(Instructions for the task)
Where a line in the listing contains the string "index", copy that line out.

(Input)

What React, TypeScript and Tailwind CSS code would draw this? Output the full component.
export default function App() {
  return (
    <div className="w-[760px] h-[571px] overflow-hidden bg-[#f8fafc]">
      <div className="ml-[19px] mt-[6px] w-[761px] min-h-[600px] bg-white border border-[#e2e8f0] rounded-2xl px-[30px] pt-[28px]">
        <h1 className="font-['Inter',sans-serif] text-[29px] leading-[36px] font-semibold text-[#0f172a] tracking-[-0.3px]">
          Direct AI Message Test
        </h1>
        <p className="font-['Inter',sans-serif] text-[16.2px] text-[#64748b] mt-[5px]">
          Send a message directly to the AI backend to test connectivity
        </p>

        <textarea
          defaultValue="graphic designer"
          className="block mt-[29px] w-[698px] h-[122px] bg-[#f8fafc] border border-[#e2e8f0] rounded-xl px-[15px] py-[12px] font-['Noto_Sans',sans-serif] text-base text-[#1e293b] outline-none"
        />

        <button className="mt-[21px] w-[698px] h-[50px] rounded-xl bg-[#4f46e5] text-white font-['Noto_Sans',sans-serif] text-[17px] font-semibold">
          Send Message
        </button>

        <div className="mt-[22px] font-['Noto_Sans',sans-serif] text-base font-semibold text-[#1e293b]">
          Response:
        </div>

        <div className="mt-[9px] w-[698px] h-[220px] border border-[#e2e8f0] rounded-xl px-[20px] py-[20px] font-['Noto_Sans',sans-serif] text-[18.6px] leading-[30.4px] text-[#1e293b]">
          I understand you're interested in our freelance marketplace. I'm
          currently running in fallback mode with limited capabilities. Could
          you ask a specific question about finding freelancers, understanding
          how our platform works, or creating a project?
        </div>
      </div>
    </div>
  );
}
---
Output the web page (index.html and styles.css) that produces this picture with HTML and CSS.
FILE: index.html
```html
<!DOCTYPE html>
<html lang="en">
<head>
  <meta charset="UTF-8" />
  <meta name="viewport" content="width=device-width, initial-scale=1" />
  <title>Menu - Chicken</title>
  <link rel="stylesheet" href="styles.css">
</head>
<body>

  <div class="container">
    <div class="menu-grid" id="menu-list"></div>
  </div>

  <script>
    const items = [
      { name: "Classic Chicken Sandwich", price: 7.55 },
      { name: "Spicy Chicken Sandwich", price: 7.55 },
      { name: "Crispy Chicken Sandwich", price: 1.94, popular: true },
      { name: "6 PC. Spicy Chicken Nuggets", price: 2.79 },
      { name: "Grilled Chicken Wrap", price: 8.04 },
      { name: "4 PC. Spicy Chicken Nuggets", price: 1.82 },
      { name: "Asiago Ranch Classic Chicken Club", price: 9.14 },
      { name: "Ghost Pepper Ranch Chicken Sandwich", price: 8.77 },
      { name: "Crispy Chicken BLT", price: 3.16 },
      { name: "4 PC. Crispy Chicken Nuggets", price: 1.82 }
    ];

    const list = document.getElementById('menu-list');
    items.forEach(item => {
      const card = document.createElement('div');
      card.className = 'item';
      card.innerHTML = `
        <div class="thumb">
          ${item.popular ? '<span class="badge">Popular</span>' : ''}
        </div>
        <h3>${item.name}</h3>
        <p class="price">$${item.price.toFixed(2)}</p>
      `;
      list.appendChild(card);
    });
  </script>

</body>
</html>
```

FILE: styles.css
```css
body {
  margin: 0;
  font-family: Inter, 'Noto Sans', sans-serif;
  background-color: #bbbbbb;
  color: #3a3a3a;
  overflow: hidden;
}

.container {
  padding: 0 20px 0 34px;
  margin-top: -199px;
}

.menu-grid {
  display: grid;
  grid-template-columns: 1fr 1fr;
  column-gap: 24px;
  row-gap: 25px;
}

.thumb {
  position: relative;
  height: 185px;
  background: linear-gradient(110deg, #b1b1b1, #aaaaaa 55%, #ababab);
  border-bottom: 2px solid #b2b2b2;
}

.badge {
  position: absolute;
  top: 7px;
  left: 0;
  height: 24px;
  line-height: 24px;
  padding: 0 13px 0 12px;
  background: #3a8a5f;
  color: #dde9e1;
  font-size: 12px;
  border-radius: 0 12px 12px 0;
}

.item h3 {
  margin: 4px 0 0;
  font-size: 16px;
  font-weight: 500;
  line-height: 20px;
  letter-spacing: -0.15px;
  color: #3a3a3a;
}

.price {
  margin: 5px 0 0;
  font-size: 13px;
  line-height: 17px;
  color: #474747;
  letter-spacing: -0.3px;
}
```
---
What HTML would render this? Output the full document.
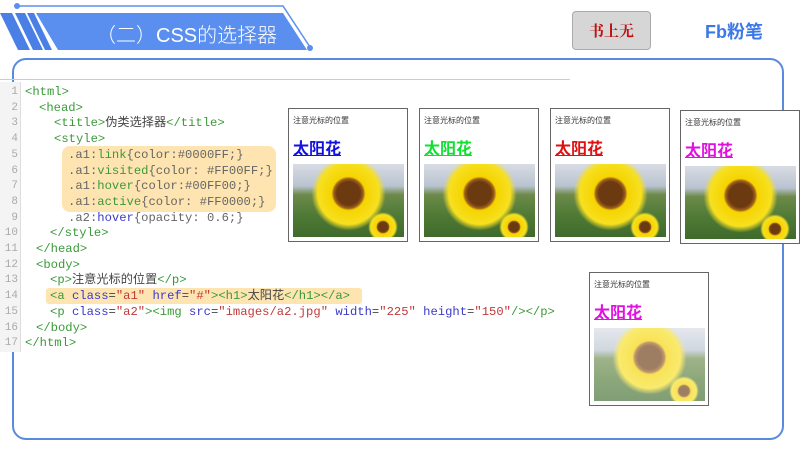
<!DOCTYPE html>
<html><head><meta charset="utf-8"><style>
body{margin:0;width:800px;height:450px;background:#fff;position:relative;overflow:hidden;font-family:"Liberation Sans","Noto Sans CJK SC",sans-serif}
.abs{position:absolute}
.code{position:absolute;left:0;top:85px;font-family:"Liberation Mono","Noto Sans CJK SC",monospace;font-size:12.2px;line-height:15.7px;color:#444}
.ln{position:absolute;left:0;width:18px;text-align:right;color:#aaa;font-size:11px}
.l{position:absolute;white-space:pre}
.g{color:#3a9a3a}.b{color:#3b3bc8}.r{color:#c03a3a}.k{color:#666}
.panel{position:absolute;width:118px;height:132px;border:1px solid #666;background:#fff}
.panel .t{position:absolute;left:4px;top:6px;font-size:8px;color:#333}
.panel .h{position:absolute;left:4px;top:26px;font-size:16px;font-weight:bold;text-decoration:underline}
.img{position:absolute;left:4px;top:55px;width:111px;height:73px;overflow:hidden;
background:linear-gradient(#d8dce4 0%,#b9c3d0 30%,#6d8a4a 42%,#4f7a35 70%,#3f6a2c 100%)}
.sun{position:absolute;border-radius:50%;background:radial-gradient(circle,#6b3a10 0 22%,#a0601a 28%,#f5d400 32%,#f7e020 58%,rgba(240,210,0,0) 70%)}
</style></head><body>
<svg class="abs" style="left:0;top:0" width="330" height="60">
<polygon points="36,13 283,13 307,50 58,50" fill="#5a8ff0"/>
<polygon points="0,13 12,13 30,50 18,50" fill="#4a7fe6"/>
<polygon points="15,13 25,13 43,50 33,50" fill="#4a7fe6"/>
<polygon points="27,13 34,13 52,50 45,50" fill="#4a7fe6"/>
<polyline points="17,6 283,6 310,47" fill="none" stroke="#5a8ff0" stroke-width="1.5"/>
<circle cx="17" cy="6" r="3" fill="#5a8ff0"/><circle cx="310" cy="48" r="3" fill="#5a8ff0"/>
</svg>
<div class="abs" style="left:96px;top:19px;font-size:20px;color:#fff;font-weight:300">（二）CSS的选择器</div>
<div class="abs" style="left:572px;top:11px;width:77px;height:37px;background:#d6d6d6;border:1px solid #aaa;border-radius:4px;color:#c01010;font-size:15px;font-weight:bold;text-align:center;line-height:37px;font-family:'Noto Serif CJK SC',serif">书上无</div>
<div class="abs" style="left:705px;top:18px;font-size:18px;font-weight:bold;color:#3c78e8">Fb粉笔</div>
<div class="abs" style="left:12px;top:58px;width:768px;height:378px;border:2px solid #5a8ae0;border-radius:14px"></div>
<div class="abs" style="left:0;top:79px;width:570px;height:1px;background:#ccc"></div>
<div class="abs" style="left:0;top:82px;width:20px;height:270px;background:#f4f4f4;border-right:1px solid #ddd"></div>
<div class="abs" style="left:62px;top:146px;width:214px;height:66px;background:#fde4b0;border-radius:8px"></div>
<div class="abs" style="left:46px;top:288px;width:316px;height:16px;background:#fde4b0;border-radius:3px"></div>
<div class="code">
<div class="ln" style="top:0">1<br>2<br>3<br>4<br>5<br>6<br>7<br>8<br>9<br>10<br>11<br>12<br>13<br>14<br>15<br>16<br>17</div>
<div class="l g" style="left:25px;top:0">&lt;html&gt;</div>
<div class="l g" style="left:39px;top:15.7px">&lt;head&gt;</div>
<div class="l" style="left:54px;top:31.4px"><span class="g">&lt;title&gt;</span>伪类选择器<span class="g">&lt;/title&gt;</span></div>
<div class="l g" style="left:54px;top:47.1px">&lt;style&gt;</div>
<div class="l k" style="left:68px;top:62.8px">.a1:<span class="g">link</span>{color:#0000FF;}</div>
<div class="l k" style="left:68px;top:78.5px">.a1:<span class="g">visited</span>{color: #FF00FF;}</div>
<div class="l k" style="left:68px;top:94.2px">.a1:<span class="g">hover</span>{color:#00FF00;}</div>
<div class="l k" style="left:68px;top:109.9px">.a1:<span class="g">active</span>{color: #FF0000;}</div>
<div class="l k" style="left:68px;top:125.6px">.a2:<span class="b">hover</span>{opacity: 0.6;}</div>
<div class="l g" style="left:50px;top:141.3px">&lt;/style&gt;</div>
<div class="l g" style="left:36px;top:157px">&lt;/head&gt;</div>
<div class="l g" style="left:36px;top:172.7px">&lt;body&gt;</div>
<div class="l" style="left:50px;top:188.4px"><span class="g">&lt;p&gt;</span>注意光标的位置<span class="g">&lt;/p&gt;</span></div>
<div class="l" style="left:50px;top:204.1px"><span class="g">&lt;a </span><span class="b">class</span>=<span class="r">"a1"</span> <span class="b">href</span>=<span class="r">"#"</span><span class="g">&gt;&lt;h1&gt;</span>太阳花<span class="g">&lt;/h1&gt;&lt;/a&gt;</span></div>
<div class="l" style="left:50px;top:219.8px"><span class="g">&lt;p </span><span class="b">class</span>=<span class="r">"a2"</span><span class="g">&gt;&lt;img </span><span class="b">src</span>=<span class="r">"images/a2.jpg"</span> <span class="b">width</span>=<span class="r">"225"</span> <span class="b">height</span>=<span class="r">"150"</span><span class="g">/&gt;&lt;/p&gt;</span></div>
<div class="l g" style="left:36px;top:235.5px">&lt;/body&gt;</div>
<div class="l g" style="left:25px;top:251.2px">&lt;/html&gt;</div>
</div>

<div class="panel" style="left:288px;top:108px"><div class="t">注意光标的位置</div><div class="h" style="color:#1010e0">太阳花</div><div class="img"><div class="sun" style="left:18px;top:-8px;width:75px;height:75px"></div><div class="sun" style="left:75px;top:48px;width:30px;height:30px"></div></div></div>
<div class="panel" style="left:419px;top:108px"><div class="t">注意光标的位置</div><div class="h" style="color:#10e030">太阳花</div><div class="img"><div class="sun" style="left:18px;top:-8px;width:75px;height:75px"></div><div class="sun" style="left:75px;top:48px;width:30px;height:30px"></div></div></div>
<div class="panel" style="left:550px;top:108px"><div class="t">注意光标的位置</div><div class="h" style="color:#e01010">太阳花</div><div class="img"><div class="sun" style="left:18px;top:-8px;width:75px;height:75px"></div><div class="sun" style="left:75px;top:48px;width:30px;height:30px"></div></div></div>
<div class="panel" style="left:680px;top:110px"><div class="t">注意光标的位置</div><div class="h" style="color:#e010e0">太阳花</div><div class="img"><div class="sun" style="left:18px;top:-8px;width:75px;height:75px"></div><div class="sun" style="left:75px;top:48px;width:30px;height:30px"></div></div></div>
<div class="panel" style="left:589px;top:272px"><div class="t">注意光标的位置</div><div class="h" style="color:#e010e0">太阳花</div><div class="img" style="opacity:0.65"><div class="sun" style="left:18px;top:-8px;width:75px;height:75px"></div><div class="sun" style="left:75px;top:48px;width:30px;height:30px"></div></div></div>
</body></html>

(Correct output)
Output the web page (index.html and styles.css) that produces this picture with HTML and CSS.
FILE: index.html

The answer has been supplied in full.